Shortly after reaching man's estate, Mr. Doremus married Miss Pauline Richards, the daughter of Dr. Willard Richards. Five children blessed the union of whom three are now living. They are Mrs. Hattie D. Hagman, Henry E. Doremus and Cornelius E. Doremus.

The acquirements of Mr. Doremus as a civil engineer early attracted the attention of the great railroad corporations, then engaged in opening the West to commerce, and his services were in great demand, not only in Utah, but in Idaho, Montana, Colorado, Wyoming, New Mexico, Arizona, California and Nevada. He engaged in the work of location and construction for the Union Pacific, Denver & Rio Grande, Oregon Short Line, and various other railroads.

Interested in the science of irrigation from his youth, Mr. Doremus was and is now an authority on the subject, and his talents have been used in planning a number of large enterprises of this character in the West.

His services to the city and State have been recognized by the people, Mr. Doremus having held the office of city engineer, chairman of the Board of Public Works, state engineer of Utah, and a member of the State Board of Health. He was the Republican Party nominee for mayor of Salt Lake, but in a close contest was defeated by John Clark on the "Citizens" ticket.

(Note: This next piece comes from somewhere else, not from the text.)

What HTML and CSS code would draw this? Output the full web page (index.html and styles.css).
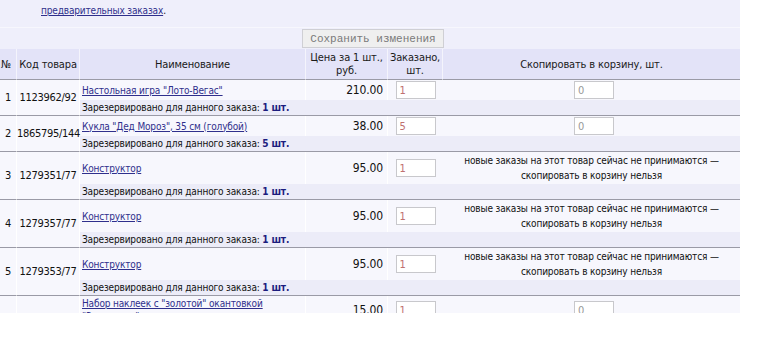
FILE: index.html
```html
<!DOCTYPE html>
<html lang="ru">
<head>
  <meta charset="UTF-8">
  <title>Предварительные заказы</title>
  <link rel="stylesheet" href="styles.css">
</head>
<body>
  <div class="page">
    <div class="note"><a href="#">предварительных заказах</a>.</div>
    <table class="orders">
      <colgroup>
        <col class="c-num">
        <col class="c-code">
        <col class="c-name">
        <col class="c-price">
        <col class="c-qty">
        <col class="c-copy">
      </colgroup>
      <tr class="actions">
        <td colspan="6"><button type="button">Сохранить изменения</button></td>
      </tr>
      <tr class="head">
        <th class="num">№</th>
        <th class="code">Код товара</th>
        <th class="name">Наименование</th>
        <th class="price">Цена за 1 шт.,<br>руб.</th>
        <th class="qty">Заказано,<br>шт.</th>
        <th class="copy">Скопировать в корзину, шт.</th>
      </tr>

      <tr class="item">
        <td class="num" rowspan="2">1</td>
        <td class="code" rowspan="2">1123962/92</td>
        <td class="name"><a href="#">Настольная игра "Лото-Вегас"</a></td>
        <td class="price">210.00</td>
        <td class="qty"><input type="text" value="1"></td>
        <td class="copy"><input type="text" value="0"></td>
      </tr>
      <tr class="reserve">
        <td colspan="4">Зарезервировано для данного заказа: <b>1 шт.</b></td>
      </tr>

      <tr class="item">
        <td class="num" rowspan="2">2</td>
        <td class="code" rowspan="2">1865795/144</td>
        <td class="name"><a href="#">Кукла "Дед Мороз", 35 см (голубой)</a></td>
        <td class="price">38.00</td>
        <td class="qty"><input type="text" value="5"></td>
        <td class="copy"><input type="text" value="0"></td>
      </tr>
      <tr class="reserve">
        <td colspan="4">Зарезервировано для данного заказа: <b>5 шт.</b></td>
      </tr>

      <tr class="item">
        <td class="num" rowspan="2">3</td>
        <td class="code" rowspan="2">1279351/77</td>
        <td class="name"><a href="#">Конструктор</a></td>
        <td class="price">95.00</td>
        <td class="qty"><input type="text" value="1"></td>
        <td class="copy">новые заказы на этот товар сейчас не принимаются —<br>скопировать в корзину нельзя</td>
      </tr>
      <tr class="reserve">
        <td colspan="4">Зарезервировано для данного заказа: <b>1 шт.</b></td>
      </tr>

      <tr class="item">
        <td class="num" rowspan="2">4</td>
        <td class="code" rowspan="2">1279357/77</td>
        <td class="name"><a href="#">Конструктор</a></td>
        <td class="price">95.00</td>
        <td class="qty"><input type="text" value="1"></td>
        <td class="copy">новые заказы на этот товар сейчас не принимаются —<br>скопировать в корзину нельзя</td>
      </tr>
      <tr class="reserve">
        <td colspan="4">Зарезервировано для данного заказа: <b>1 шт.</b></td>
      </tr>

      <tr class="item">
        <td class="num" rowspan="2">5</td>
        <td class="code" rowspan="2">1279353/77</td>
        <td class="name"><a href="#">Конструктор</a></td>
        <td class="price">95.00</td>
        <td class="qty"><input type="text" value="1"></td>
        <td class="copy">новые заказы на этот товар сейчас не принимаются —<br>скопировать в корзину нельзя</td>
      </tr>
      <tr class="reserve">
        <td colspan="4">Зарезервировано для данного заказа: <b>1 шт.</b></td>
      </tr>

      <tr class="item">
        <td class="num" rowspan="2">6</td>
        <td class="code" rowspan="2">1694699/160</td>
        <td class="name"><a href="#">Набор наклеек с "золотой" окантовкой "Звездопад"</a></td>
        <td class="price">15.00</td>
        <td class="qty"><input type="text" value="1"></td>
        <td class="copy"><input type="text" value="0"></td>
      </tr>
      <tr class="reserve">
        <td colspan="4">Зарезервировано для данного заказа: <b>1 шт.</b></td>
      </tr>
    </table>
  </div>
</body>
</html>
```

FILE: styles.css
```css
body {
  margin: 0;
  background: #fff;
  font-family: "DejaVu Sans Condensed", "DejaVu Sans", sans-serif;
  font-size: 10px;
  letter-spacing: -0.15px;
  color: #111;
}

.page {
  width: 740px;
  height: 313px;
  overflow: hidden;
  background: #efeffb;
}

a {
  color: #2f2f8c;
}

.note {
  height: 28px;
  padding: 4px 0 0 41px;
  box-sizing: border-box;
  line-height: 14px;
  border-bottom: 1px solid #f7f7fd;
}

.orders {
  width: 740px;
  border-collapse: separate;
  border-spacing: 0;
  table-layout: fixed;
}

.c-num { width: 17px; }
.c-code { width: 63px; }
.c-name { width: 226px; }
.c-price { width: 82px; }
.c-qty { width: 55px; }

.actions td {
  height: 21px;
  padding: 0;
  text-align: center;
  vertical-align: middle;
}

.actions button {
  height: 19px;
  padding: 0 7px;
  margin-left: 6px;
  font-family: "Liberation Mono", monospace;
  font-size: 11px;
  letter-spacing: 0;
  color: #7a7a7a;
  background: #efefef;
  border: 1px solid #cfcfd4;
}

.head th {
  height: 30px;
  padding: 0 2px;
  font-weight: normal;
  font-size: 11px;
  line-height: 13px;
  color: #1a1a1a;
  background: #e3e3f8;
  border-right: 1px solid #f4f4fc;
  border-bottom: 1px solid #9a9aa6;
  white-space: nowrap;
}

.head .num { padding: 0 1px; text-align: left; }
.head .copy { border-right: none; }

.item td {
  height: 18px;
  padding: 1px 2px;
  line-height: 15px;
  background: #f7f7fd;
  border-right: 1px solid #fff;
  vertical-align: middle;
}

.item .num,
.item .code {
  font-size: 11px;
  text-align: center;
  border-bottom: 1px solid #9a9aa6;
  white-space: nowrap;
  padding: 0;
}

.item .code {
  letter-spacing: -0.3px;
}

.item .name {
  line-height: 13px;
}

.item .price {
  text-align: right;
  padding-right: 4px;
  font-size: 12px;
}

.item .qty,
.item .copy {
  text-align: center;
  border-right: none;
}

.item input {
  width: 40px;
  height: 18px;
  box-sizing: border-box;
  margin: 0;
  padding: 0 3px;
  font-family: "DejaVu Sans Condensed", "DejaVu Sans", sans-serif;
  font-size: 11px;
  color: #c07070;
  background: #fff;
  border: 1px solid #c8c8cc;
}

.item .copy input {
  color: #999;
  margin-left: 5px;
}

.reserve td {
  height: 15px;
  padding: 0 2px;
  line-height: 15px;
  background: #ececf8;
  border-bottom: 1px solid #9a9aa6;
}

.reserve b {
  color: #1c1c7e;
}
```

Mr. Doremus is a member of the American Society of Civil Engineers, and a director of the "Fairbanks family in America." He is a member of the Commercial Club. Mr. Doremus is president of the Tooele City Water Company and is interested in the Blackfoot Stock Company. His residence is in Progress Flats, one of the handsome apartment buildings of the city, which is owned by Mr. Doremus.